-- start Record list --

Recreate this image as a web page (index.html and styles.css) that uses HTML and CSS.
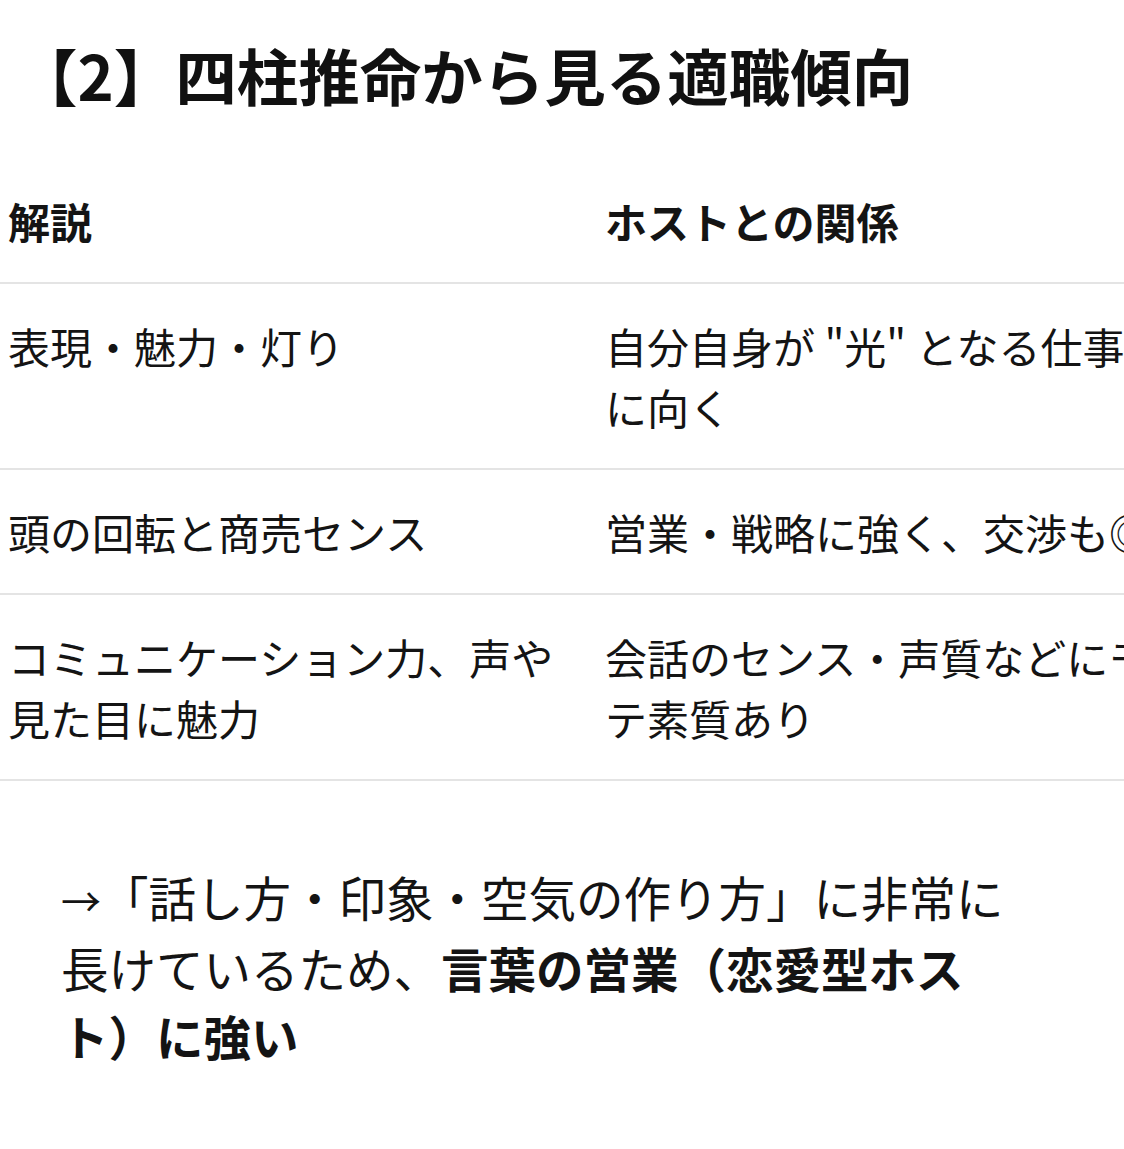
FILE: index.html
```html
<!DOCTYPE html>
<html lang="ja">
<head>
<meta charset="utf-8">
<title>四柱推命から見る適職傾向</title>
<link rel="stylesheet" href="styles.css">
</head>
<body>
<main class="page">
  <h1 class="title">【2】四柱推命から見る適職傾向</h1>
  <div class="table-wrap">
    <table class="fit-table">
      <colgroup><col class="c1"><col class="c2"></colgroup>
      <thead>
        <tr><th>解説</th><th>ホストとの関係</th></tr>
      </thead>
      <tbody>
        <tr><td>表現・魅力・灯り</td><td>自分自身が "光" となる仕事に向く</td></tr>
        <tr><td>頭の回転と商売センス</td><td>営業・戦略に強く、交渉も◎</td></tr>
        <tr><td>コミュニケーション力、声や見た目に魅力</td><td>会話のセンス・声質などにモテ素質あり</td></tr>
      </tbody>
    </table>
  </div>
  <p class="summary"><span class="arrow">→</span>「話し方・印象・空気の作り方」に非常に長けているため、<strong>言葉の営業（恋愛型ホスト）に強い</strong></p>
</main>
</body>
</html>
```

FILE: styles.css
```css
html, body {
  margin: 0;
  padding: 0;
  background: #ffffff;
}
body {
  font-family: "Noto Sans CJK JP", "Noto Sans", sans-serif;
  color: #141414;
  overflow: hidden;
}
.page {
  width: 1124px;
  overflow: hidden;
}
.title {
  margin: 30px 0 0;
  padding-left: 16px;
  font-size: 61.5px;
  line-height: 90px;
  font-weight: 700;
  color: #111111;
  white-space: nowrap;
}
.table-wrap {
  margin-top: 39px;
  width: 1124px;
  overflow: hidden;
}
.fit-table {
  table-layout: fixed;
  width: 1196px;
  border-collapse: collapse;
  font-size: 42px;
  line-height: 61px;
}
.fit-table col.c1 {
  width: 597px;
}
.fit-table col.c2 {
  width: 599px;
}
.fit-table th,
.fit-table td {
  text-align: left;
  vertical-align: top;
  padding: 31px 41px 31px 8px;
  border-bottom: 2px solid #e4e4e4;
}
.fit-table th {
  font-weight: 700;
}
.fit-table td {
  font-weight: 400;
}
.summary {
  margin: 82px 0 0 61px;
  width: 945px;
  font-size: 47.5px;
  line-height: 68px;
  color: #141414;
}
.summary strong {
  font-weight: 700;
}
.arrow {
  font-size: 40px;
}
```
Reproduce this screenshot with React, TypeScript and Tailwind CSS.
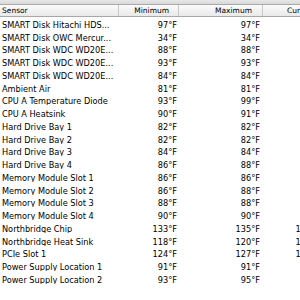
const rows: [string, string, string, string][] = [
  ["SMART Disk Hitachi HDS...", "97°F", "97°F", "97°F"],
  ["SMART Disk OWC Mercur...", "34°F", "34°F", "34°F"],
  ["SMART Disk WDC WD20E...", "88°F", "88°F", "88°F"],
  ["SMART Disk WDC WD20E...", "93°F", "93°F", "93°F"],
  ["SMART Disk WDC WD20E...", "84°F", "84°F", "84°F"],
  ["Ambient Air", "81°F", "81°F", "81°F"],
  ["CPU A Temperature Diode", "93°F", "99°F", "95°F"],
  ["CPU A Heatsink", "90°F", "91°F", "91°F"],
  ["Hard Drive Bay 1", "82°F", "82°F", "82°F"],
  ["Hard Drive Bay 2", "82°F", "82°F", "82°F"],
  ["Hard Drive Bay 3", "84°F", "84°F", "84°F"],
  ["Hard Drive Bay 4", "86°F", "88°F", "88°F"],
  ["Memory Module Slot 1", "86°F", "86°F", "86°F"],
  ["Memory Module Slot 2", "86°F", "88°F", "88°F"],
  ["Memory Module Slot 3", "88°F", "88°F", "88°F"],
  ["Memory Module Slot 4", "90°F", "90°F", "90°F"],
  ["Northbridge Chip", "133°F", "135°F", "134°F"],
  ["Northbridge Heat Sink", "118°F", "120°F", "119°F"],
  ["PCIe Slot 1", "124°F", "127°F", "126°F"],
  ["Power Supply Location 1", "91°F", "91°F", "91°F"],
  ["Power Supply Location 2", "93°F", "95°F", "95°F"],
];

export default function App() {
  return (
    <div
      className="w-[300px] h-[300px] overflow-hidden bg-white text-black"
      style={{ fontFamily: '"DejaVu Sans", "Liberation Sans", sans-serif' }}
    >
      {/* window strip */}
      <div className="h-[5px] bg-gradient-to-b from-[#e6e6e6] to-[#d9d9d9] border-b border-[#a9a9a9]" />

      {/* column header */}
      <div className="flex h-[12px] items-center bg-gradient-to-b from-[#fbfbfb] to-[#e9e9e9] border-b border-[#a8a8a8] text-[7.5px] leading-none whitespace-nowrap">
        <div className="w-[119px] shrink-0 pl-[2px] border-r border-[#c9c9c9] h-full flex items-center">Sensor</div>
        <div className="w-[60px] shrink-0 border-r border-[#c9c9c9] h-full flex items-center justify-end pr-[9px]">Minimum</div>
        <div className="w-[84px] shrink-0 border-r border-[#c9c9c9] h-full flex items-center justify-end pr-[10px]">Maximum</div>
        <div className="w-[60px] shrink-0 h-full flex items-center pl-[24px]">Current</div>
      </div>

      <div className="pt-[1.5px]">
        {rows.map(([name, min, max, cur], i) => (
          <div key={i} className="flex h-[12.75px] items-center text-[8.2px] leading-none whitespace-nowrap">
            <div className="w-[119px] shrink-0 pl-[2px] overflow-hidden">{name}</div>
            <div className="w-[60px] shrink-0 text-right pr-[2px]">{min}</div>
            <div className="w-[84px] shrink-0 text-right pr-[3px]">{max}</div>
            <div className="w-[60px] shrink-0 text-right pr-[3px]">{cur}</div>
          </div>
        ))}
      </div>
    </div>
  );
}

-- end Record list --
-- start Record list --

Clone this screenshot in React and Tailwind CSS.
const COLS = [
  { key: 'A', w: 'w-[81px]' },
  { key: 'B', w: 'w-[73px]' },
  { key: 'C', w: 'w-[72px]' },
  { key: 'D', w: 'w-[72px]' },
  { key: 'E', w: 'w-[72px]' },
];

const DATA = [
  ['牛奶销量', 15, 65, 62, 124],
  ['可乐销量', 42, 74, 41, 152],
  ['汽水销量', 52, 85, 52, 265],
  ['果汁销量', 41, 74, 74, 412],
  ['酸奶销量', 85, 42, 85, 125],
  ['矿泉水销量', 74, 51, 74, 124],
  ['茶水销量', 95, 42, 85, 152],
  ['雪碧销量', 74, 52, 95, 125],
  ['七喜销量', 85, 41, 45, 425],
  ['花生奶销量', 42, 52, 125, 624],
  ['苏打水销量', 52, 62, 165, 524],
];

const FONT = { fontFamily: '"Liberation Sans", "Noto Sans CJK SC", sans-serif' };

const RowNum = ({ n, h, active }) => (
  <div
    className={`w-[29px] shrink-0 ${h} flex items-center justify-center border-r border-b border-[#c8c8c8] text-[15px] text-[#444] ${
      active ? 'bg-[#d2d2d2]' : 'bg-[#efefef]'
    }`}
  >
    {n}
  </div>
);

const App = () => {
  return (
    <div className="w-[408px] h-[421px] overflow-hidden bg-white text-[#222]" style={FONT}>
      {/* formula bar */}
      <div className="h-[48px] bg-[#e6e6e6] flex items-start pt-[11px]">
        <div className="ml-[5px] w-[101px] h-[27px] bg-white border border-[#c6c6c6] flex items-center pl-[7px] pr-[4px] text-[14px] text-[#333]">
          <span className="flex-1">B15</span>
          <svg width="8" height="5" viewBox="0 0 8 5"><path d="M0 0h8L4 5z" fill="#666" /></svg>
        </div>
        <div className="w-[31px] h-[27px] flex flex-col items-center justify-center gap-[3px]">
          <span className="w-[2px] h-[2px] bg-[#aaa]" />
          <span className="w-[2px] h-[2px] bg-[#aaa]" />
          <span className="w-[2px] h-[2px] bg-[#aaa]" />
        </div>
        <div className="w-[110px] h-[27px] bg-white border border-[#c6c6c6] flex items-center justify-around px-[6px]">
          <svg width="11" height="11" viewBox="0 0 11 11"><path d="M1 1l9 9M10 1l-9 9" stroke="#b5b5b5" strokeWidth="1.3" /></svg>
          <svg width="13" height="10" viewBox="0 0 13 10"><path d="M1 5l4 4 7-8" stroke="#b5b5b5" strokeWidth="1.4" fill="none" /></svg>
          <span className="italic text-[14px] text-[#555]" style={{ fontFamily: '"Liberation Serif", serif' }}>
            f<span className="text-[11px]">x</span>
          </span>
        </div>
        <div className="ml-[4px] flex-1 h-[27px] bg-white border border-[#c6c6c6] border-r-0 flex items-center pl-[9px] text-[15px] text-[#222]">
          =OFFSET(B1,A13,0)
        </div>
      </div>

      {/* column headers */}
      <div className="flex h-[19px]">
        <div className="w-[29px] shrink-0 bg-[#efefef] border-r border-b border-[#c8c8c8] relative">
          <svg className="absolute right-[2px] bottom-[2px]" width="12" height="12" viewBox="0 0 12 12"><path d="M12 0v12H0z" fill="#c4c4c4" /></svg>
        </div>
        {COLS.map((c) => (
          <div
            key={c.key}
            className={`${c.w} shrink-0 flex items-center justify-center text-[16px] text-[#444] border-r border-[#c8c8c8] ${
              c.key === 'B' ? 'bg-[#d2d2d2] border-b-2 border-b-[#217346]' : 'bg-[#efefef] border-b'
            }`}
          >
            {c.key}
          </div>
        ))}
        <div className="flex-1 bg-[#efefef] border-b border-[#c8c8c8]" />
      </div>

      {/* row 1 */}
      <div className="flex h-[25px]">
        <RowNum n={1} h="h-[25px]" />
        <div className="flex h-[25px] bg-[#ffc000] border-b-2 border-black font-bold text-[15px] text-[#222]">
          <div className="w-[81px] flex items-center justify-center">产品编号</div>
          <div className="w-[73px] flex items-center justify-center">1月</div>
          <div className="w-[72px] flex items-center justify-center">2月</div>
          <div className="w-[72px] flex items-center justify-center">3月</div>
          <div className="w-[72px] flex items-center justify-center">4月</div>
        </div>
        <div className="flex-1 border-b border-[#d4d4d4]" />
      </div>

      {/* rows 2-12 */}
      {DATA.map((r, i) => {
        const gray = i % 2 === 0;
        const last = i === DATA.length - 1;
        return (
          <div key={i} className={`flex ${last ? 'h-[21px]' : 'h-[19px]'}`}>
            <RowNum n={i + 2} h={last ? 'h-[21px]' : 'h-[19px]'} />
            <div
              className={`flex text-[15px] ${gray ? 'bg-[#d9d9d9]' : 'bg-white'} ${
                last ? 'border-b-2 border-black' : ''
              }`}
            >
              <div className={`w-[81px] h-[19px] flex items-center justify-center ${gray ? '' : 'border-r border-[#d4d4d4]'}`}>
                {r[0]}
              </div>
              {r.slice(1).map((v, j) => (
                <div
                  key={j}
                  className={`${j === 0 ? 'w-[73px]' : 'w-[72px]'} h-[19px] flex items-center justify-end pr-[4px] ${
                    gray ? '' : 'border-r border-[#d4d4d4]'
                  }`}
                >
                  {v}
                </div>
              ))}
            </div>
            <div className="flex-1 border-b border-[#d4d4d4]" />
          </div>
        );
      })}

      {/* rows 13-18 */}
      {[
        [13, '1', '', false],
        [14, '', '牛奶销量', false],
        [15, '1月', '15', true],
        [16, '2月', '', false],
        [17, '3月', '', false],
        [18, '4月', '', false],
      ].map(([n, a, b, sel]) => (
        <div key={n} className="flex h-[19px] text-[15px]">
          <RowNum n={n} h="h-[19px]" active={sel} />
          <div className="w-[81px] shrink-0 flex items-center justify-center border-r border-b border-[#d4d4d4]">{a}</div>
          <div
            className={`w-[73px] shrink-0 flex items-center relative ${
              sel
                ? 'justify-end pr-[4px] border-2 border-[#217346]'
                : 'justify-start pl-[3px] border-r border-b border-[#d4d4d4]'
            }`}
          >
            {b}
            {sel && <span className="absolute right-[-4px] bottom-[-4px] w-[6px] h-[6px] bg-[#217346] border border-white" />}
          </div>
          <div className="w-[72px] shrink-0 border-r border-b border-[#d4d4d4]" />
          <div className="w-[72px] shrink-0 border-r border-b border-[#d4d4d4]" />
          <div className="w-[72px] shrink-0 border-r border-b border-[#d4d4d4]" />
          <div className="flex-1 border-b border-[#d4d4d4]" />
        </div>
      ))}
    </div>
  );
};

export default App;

-- end Record list --

Work required:
State how many lines include the string "Tailwind", and nothing more.

Task solution:
2